The July 1 bulletin contained updates on new rules implemented by the State Administration of Foreign Exchange (SAFE) that could complicate venture capital (VC) and private equity (PE) deals in China.

Basically, the offshore special purpose vehicles (SPV) used by venture capitalists to take money in and out of China are coming under closer scrutiny. If they set up an onshore subsidiary or make any cross-border M&A deals, approval is now required from both the Ministry of Commerce and SAFE. To get this approval, the SPV must submit evidence of a three-year track record of investments. It must also disclose assorted financial information and meet shareholder structuring requirements.

Further tightening measures are expected and more foreign VC and PE deals are likely to run into trouble for not dotting all the ‘i’s and crossing the ‘t’s.

The end goal for Beijing is to encourage more emerging Chinese companies to list on domestic exchanges.

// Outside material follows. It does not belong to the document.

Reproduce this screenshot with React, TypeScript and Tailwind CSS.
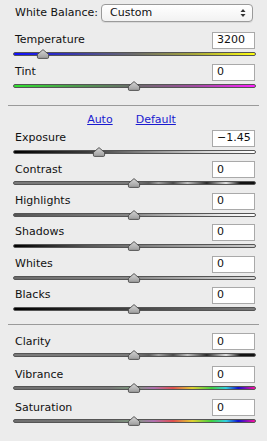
import React from "react";

type Slider = {
  label: string;
  value: string;
  pos: number; // thumb x in px from track left
  track: string;
};

const contrastTrack =
  "linear-gradient(to right, #7a7a7a 0%, #7a7a7a 50%, #5a5a5a 56%, #a0a0a0 60%, #4a4a4a 66%, #c0c0c0 72%, #2a2a2a 80%, #e0e0e0 88%, #111 94%, #111 100%)";
const colorTrack =
  "linear-gradient(to right, #6f6f6f 0%, #7a7a7a 40%, #7c9a7c 50%, #b070b0 58%, #e05050 66%, #e0d030 74%, #40d040 82%, #30d0e0 88%, #1010d0 93%, #ff10a0 100%)";

const basic: Slider[] = [
  {
    label: "Temperature",
    value: "3200",
    pos: 30,
    track: "linear-gradient(to right, #1010ff 0%, #3a3aa8 25%, #6b6b6b 50%, #a8a83a 75%, #ffff10 100%)",
  },
  {
    label: "Tint",
    value: "0",
    pos: 121,
    track: "linear-gradient(to right, #30e030 0%, #4c9c4c 25%, #6b6b6b 50%, #a04ca0 75%, #ff20ff 100%)",
  },
];

const tone: Slider[] = [
  {
    label: "Exposure",
    value: "\u22121.45",
    pos: 86,
    track: "linear-gradient(to right, #000 0%, #3a3a3a 30%, #8a8a8a 55%, #d8d8d8 80%, #fff 100%)",
  },
  { label: "Contrast", value: "0", pos: 121, track: contrastTrack },
  {
    label: "Highlights",
    value: "0",
    pos: 121,
    track: "linear-gradient(to right, #555 0%, #888 50%, #e8e8e8 85%, #fff 100%)",
  },
  {
    label: "Shadows",
    value: "0",
    pos: 121,
    track: "linear-gradient(to right, #000 0%, #555 30%, #8a8a8a 60%, #cfcfcf 100%)",
  },
  {
    label: "Whites",
    value: "0",
    pos: 121,
    track: "linear-gradient(to right, #6a6a6a 0%, #8a8a8a 50%, #dadada 100%)",
  },
  {
    label: "Blacks",
    value: "0",
    pos: 121,
    track: "linear-gradient(to right, #000 0%, #3a3a3a 40%, #7a7a7a 100%)",
  },
];

const presence: Slider[] = [
  { label: "Clarity", value: "0", pos: 121, track: contrastTrack },
  { label: "Vibrance", value: "0", pos: 121, track: colorTrack },
  { label: "Saturation", value: "0", pos: 121, track: colorTrack },
];

function Thumb({ left }: { left: number }) {
  return (
    <svg
      className="absolute top-[-3px]"
      style={{ left: left - 7 }}
      width="14"
      height="10"
      viewBox="0 0 14 10"
    >
      <defs>
        <linearGradient id="thumbFill" x1="0" y1="0" x2="0" y2="1">
          <stop offset="0" stopColor="#d6d6d6" />
          <stop offset="1" stopColor="#9c9c9c" />
        </linearGradient>
      </defs>
      <path
        d="M7 0.6 L12.6 5.4 L12.6 8.2 Q12.6 9.4 11.4 9.4 L2.6 9.4 Q1.4 9.4 1.4 8.2 L1.4 5.4 Z"
        fill="url(#thumbFill)"
        stroke="#4a4a4a"
        strokeWidth="0.9"
      />
    </svg>
  );
}

function SliderRow({ s, h }: { s: Slider; h: string }) {
  return (
    <div className={`flex shrink-0 flex-col ${h}`}>
      <div className="flex h-[17px] w-[243px] items-center justify-between pl-[2px] pr-[1px]">
        <span className="whitespace-nowrap text-[11px] text-[#111]">{s.label}</span>
        <div className="flex h-[17px] w-[43px] shrink-0 items-center whitespace-nowrap border border-[#a9a9a9] bg-white pl-[4px] text-[11px] text-[#111]">
          {s.value}
        </div>
      </div>
      <div className="relative mt-[3px] h-[4px] w-[243px]">
        <div
          className="h-[4px] w-full rounded-full border border-[#555]"
          style={{ background: s.track }}
        />
        <Thumb left={s.pos} />
      </div>
    </div>
  );
}

export default function App() {
  return (
    <div
      className="h-[441px] w-[267px] overflow-hidden bg-[#ececec]"
      style={{ fontFamily: '"DejaVu Sans", "Liberation Sans", sans-serif' }}
    >
      {/* White balance */}
      <div className="flex items-center pl-[15px] pt-[4px]">
        <span className="w-[86px] shrink-0 whitespace-nowrap text-[11px] text-[#111]">White Balance:</span>
        <div className="flex h-[18px] w-[152px] shrink-0 items-center justify-between rounded-[4px] border border-[#9a9a9a] bg-gradient-to-b from-white to-[#f2f2f2] pl-[8px] pr-[6px] text-[11px] text-[#111] shadow-[0_1px_0_rgba(0,0,0,0.08)]">
          <span>Custom</span>
          <svg width="6" height="10" viewBox="0 0 6 10">
            <path d="M0.5 4 L3 1 L5.5 4 Z" fill="#333" />
            <path d="M0.5 6 L3 9 L5.5 6 Z" fill="#333" />
          </svg>
        </div>
      </div>

      <div className="flex flex-col pl-[13px] pt-[10px]">
        {basic.map((s) => (
          <SliderRow key={s.label} s={s} h="h-[32px]" />
        ))}
      </div>

      <div className="mx-[8px] mt-[9px] h-px bg-[#9a9a9a]" />

      <div className="flex h-[24px] items-center justify-center gap-[23px] pr-[4px] pt-[4px] text-[11px] text-[#1a1ad0] underline">
        <span>Auto</span>
        <span>Default</span>
      </div>

      <div className="flex flex-col pl-[13px]">
        {tone.map((s) => (
          <SliderRow key={s.label} s={s} h="h-[31.4px]" />
        ))}
      </div>

      <div className="mx-[8px] mt-[6px] h-px bg-[#9a9a9a]" />

      <div className="flex flex-col pl-[13px] pt-[8px]">
        {presence.map((s) => (
          <SliderRow key={s.label} s={s} h="h-[33px]" />
        ))}
      </div>
    </div>
  );
}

It is part of the widely-reported effort to reduce liquidity and improve governance in the markets by bringing in well-run companies – Hong Kong red chips become Chinese blue chips while strong start-ups provide solid growth opportunities.

This isn’t good news for the typical foreign VC/PE fund. The domestic market is volatile, a far cry from the reliable, well-informed valuations on NASDAQ. With Chinese stocks currently overpriced and analysts struggling to predict if and when the cards will come tumbling down, what investor would want to risk an A-share exit?

And even if a fund settles for a domestic IPO, the proceeds are in renminbi, which poses further problems in terms of getting back into US dollars and out of the country. The long-term solution is to set up a renminbi-denominated fund, but that means making a commitment to China that might not suit overall strategy.

DLA Piper’s verdict is not an optimistic one: “We believe that the [new rules], together with the government’s unwritten policy to encourage onshore listings, may herald another dry period for offshore investments into China and offshore listings of PRC companies.”